4. Die Ansicht des Berufungsgerichts, wonach der Kläger die (angebliche) Rechtsunwirksamkeit des Bestandvertrags vom 16. 4. 1975 (Blg ./F) vor dem Erstgericht nicht bestritten (vgl insbesondere dessen Schriftsatz ON 6) und sich dieser (erst) in der Berufung (ON 9) erhobene Einwand demnach als unzulässige Neuerung erweist, ist eine vertretbare und daher nicht aufzugreifende Auslegung des Parteivorbringens (vgl RIS-Justiz RS0042828; RS0042871 [T1]; RS0044298 [T5]; RS0044273 [T14]).
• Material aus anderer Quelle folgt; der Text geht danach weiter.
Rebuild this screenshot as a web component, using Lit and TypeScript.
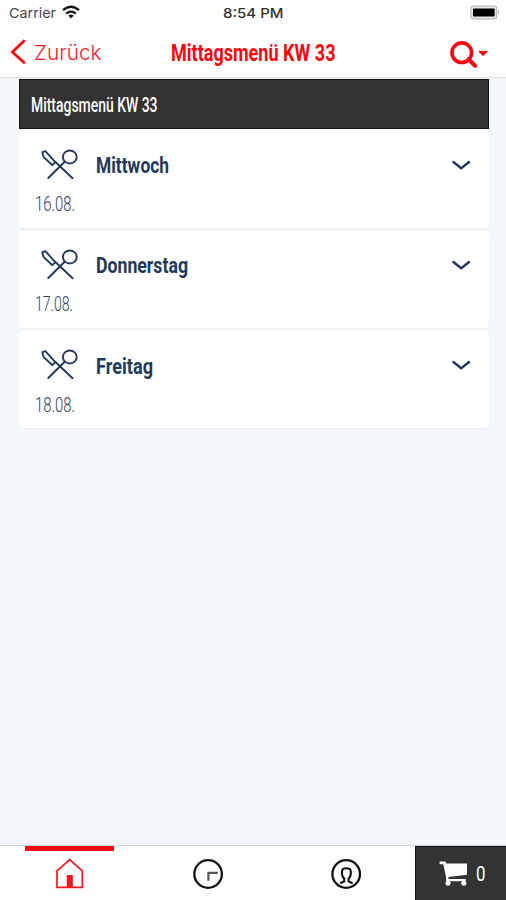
import { LitElement, html, css, svg } from "lit";
import { customElement, property } from "lit/decorators.js";

/** A single line of text condensed to a fixed width. */
@customElement("narrow-text")
class NarrowText extends LitElement {
  @property() text = "";
  @property({ type: Number }) width = 0;
  @property({ type: Number }) height = 24;
  @property({ type: Number }) baseline = 18;
  static styles = css`
    :host { display: block; flex: none; }
    svg { display: block; overflow: visible; }
    text { fill: currentColor; }
  `;
  render() {
    return html`<svg width=${this.width} height=${this.height}>
      ${svg`<text x="0" y=${this.baseline} textLength=${this.width} lengthAdjust="spacingAndGlyphs">${this.text}</text>`}
    </svg>`;
  }
}

@customElement("day-card")
class DayCard extends LitElement {
  @property() day = "";
  @property() date = "";
  @property({ type: Number }) dayWidth = 0;
  @property({ type: Number }) dateWidth = 0;
  static styles = css`
    :host {
      display: block; box-sizing: border-box; height: 97.3px; background: #fff;
      border-radius: 4px; padding: 15.5px 18px 0 16px; color: #23395a;
      box-shadow: 0 1px 2px rgba(40, 50, 70, 0.05);
    }
    :host(:first-of-type) { height: 98.8px; padding-top: 17px; border-radius: 0 0 4px 4px; }
    .top { display: flex; height: 37px; }
    .cutlery { margin: 0.8px 0 0 6px; flex: none; }
    .day { font: 700 21.5px Roboto, sans-serif; margin-left: 18.5px; }
    .chevron { margin: 12.7px 1px 0 auto; flex: none; }
    .date { font: 300 19.5px Roboto, sans-serif; color: #2f3d55; }
    svg { display: block; overflow: visible; fill: none; stroke: currentColor; }
  `;
  render() {
    return html`
      <div class="top">
        <svg class="cutlery" width="37" height="34" stroke-width="1.9" stroke-linecap="round" stroke-linejoin="round">
          <ellipse cx="28.8" cy="10" rx="6.9" ry="6.5"></ellipse>
          <path d="M23.7 14.8 L7.3 31 M31.6 31.3 L13.6 14.3 L4.4 4.2 L1.4 5.2 Q1.4 8 3 10.4 L11.4 18.2 L14.2 15.4"></path>
        </svg>
        <narrow-text class="day" .text=${this.day} .width=${this.dayWidth} .height=${32} .baseline=${26.8}></narrow-text>
        <svg class="chevron" width="19" height="12" stroke-width="2.4" stroke-linecap="round" stroke-linejoin="round">
          <path d="M2.4 3 L10.2 9.3 L18 3"></path>
        </svg>
      </div>
      <narrow-text class="date" .text=${this.date} .width=${this.dateWidth} .height=${26} .baseline=${27.8}></narrow-text>
    `;
  }
}

@customElement("app-root")
class AppRoot extends LitElement {
  static styles = css`
    :host {
      display: flex; flex-direction: column; width: 506px; height: 900px;
      background: #f4f7fb; overflow: hidden; font-family: Inter, sans-serif;
    }
    svg { display: block; overflow: visible; flex: none; }
    .status { display: flex; height: 27px; background: #fff; color: #333; flex: none; }
    .carrier { font: 400 13.5px Inter, sans-serif; margin-left: 9px; color: #484848; }
    .wifi { margin: 5px 0 0 6px; }
    .time { font: 500 13.5px Inter, sans-serif; margin-left: 143px; color: #303030; }
    .battery { margin: 5px 6px 0 auto; }
    .nav { display: flex; height: 50px; background: #fff; border-bottom: 1px solid #dedfe1; color: #fb0510; flex: none; }
    .back { margin: 12px 0 0 10px; }
    .back-label { font: 300 20.5px Inter, sans-serif; margin-left: 8px; color: #f8202b; }
    .title { font: 700 23px Roboto, sans-serif; margin-left: 69.5px; }
    .search { margin: 13px 17px 0 auto; }
    .list { flex: 1; display: flex; flex-direction: column; gap: 3px; padding: 1px 17.5px 0 18.5px; }
    .heading {
      box-sizing: border-box; height: 50px; background: #333; border: 1px solid #111;
      padding-left: 11.5px; color: #fff; margin-bottom: -3px; font: 500 20px Roboto, sans-serif;
    }
    .tabs { display: flex; height: 54px; background: #fff; border-top: 1px solid #d3d6da; flex: none; }
    .tab { width: 138.4px; display: flex; flex-direction: column; align-items: center; }
    .marker { width: 89px; height: 4.5px; background: transparent; flex: none; }
    .active .marker { background: #f80a12; }
    .tab svg { margin-top: 7.3px; }
    .cart {
      flex: 1; display: flex; background: #333; color: #fff; box-sizing: border-box;
      border-left: 1px solid #111; border-top: 1px solid #111; padding-left: 22.5px;
    }
    .cart svg { margin-top: 14px; }
    .count { font: 400 21px Roboto, sans-serif; margin-left: 9.5px; }
  `;
  render() {
    return html`
      <div class="status">
        <narrow-text class="carrier" text="Carrier" .width=${47} .height=${26} .baseline=${18}></narrow-text>
        <svg class="wifi" width="18" height="14" fill="none" stroke="#151515" stroke-width="2.3">
          <path d="M1 5.2 Q9 -1.8 17 5.2 M4.2 8.7 Q9 4.5 13.8 8.7"></path>
          <path d="M6.3 10.6 Q9 8.4 11.7 10.6 L9 13.4Z" fill="#151515" stroke="none"></path>
        </svg>
        <narrow-text class="time" text="8:54 PM" .width=${60.5} .height=${26} .baseline=${18}></narrow-text>
        <svg class="battery" width="30" height="15">
          <rect x="0.9" y="1.2" width="25.8" height="12.6" rx="2.6" fill="#e9e9e9" stroke="#bababa" stroke-width="1.2"></rect>
          <rect x="3" y="3.4" width="21.7" height="8.2" rx="1" fill="#000"></rect>
          <path d="M28 5.3 Q30 7.5 28 9.7Z" fill="#a9a9a9"></path>
        </svg>
      </div>
      <div class="nav">
        <svg class="back" width="16" height="26" fill="none" stroke="#fb0510" stroke-width="2.8">
          <path d="M14.8 1.3 L2.4 13 L14.8 24.2"></path>
        </svg>
        <narrow-text class="back-label" text="Zurück" .width=${67.5} .height=${40} .baseline=${32.7}></narrow-text>
        <narrow-text class="title" text="Mittagsmenü KW 33" .width=${164.5} .height=${40} .baseline=${33.8}></narrow-text>
        <svg class="search" width="39" height="29">
          <circle cx="11.8" cy="12.7" r="9.8" fill="none" stroke="#fb0510" stroke-width="3.6"></circle>
          <path d="M18.6 19.4 L25.2 25.8" stroke="#fb0510" stroke-width="4.2" stroke-linecap="round"></path>
          <path d="M28.8 11.4 H37.4 L33.1 15.6Z" fill="#fb0510" stroke="#fb0510" stroke-linejoin="round"></path>
        </svg>
      </div>
      <div class="list">
        <div class="heading">
          <narrow-text text="Mittagsmenü KW 33" .width=${126.5} .height=${40} .baseline=${31.5}></narrow-text>
        </div>
        <day-card day="Mittwoch" date="16.08." .dayWidth=${73} .dateWidth=${40}></day-card>
        <day-card day="Donnerstag" date="17.08." .dayWidth=${92} .dateWidth=${38}></day-card>
        <day-card day="Freitag" date="18.08." .dayWidth=${57} .dateWidth=${40}></day-card>
      </div>
      <div class="tabs">
        <div class="tab active">
          <div class="marker"></div>
          <svg width="30" height="32" fill="none" stroke="#f8141c" stroke-width="1.7">
            <path d="M3 29.4 V12.8 L15.7 1.7 L28.3 12.8 V29.4Z"></path>
            <rect x="12.8" y="17" width="6" height="12.4" fill="#f8141c" stroke="none"></rect>
          </svg>
        </div>
        <div class="tab">
          <div class="marker"></div>
          <svg width="30" height="32" fill="none">
            <circle cx="15.1" cy="16" r="13.8" stroke="#111" stroke-width="2.3"></circle>
            <path d="M15.4 22.8 V14.9 H24.8" stroke="#555" stroke-width="2.2"></path>
          </svg>
        </div>
        <div class="tab">
          <div class="marker"></div>
          <svg width="30" height="32" fill="none" stroke="#111" stroke-width="2.1">
            <circle cx="15.2" cy="16" r="13.8" stroke-width="2.3"></circle>
            <path d="M9.2 25.3 L13.2 23.4 V20.6 Q11 18.6 11 15.4 V13.4 Q11 10.2 15.4 10.2 Q19.8 10.2 19.8 13.4 V15.4 Q19.8 18.6 17.6 20.6 V23.4 L21.6 25.3"></path>
          </svg>
        </div>
        <div class="cart">
          <svg width="28" height="28" fill="#fff">
            <path d="M0.4 1.5 Q0.4 0.4 1.5 0.4 H6 Q7 0.4 7.2 2.4 H28 V13.7 L9.4 16.1 V18 H26.7 V20.3 H8.2 Q6.7 20.3 7 18.7 L7.3 17.3 L4.3 3.2 H1.5 Q0.4 3.2 0.4 1.5Z"></path>
            <circle cx="9.1" cy="22.3" r="2.5"></circle>
            <circle cx="24.8" cy="22.3" r="2.5"></circle>
          </svg>
          <narrow-text class="count" text="0" .width=${9.5} .height=${40} .baseline=${34}></narrow-text>
        </div>
      </div>
    `;
  }
}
Ausgehend von der Rechtswirksamkeit dieses Bestandvertrags liegt wiederum und zwar mit Wirksamkeitsbeginn ab 1. 1. 1975, somit vor Baubeginn, ein zur Unanwendbarkeit der Regelungen des § 418 ABGB führendes Übereinkommen vor, zufolge dessen der Grund nicht den Bauführern zufallen sollte.

5.1. Aus dem behaupteten Inhalt der vom Kläger vorrangig ins Treffen geführten - unstrittig für die Beklagte rechtlich unverbindlichen - „Kaufoption“ folgt zunächst ebenfalls ganz eindeutig, dass die Rechtsvorgänger des Klägers gerade nicht aus Anlass der Bauführung Eigentum am Grund erwerben sollten.

5.2. Soweit sich der Kläger im Zusammenhang mit der „Unverbindlichkeit“ der „Kaufoption“ (insbesondere) auf die Entscheidung 3 Ob 35/86 beruft, verkennt er, dass sich der vorliegende Sachverhalt im Hinblick auf die hier zum Grundeigentum getroffenen Übereinkommen vom dort beurteilten Fall unterscheidet. Überdies kann vorliegend die „Unverbindlichkeit“ der „Kaufoption“ nicht etwa im Sinn der Entscheidung 3 Ob 35/86 als infolge mangelnder Bestimmtheit unwirksam, sondern nur dahin verstanden werden, dass diese infolge Nichteinhaltung von vertretungsrechtlichen Regelungen rechtsgeschäftlich nicht der Beklagten zuzurechnen ist. Dann liegt aber insoweit überhaupt keine Zusage der Beklagten vor, deren Nichteinhaltung ihr im Sinn der Judikatur zu § 418 Satz 3 ABGB angelastet werden könnte.

6. Die als sekundäre Feststellungsmängel relevierten Tatfragen stellen sich wegen des schon aus den zuvor genannten Gründen zu verneinenden Liegenschaftserwerbs durch die Rechtsvorgänger des Klägers nicht.

Die Voraussetzungen des § 502 Abs 1 ZPO liegen nicht vor; die Revision ist daher unzulässig und zurückzuweisen.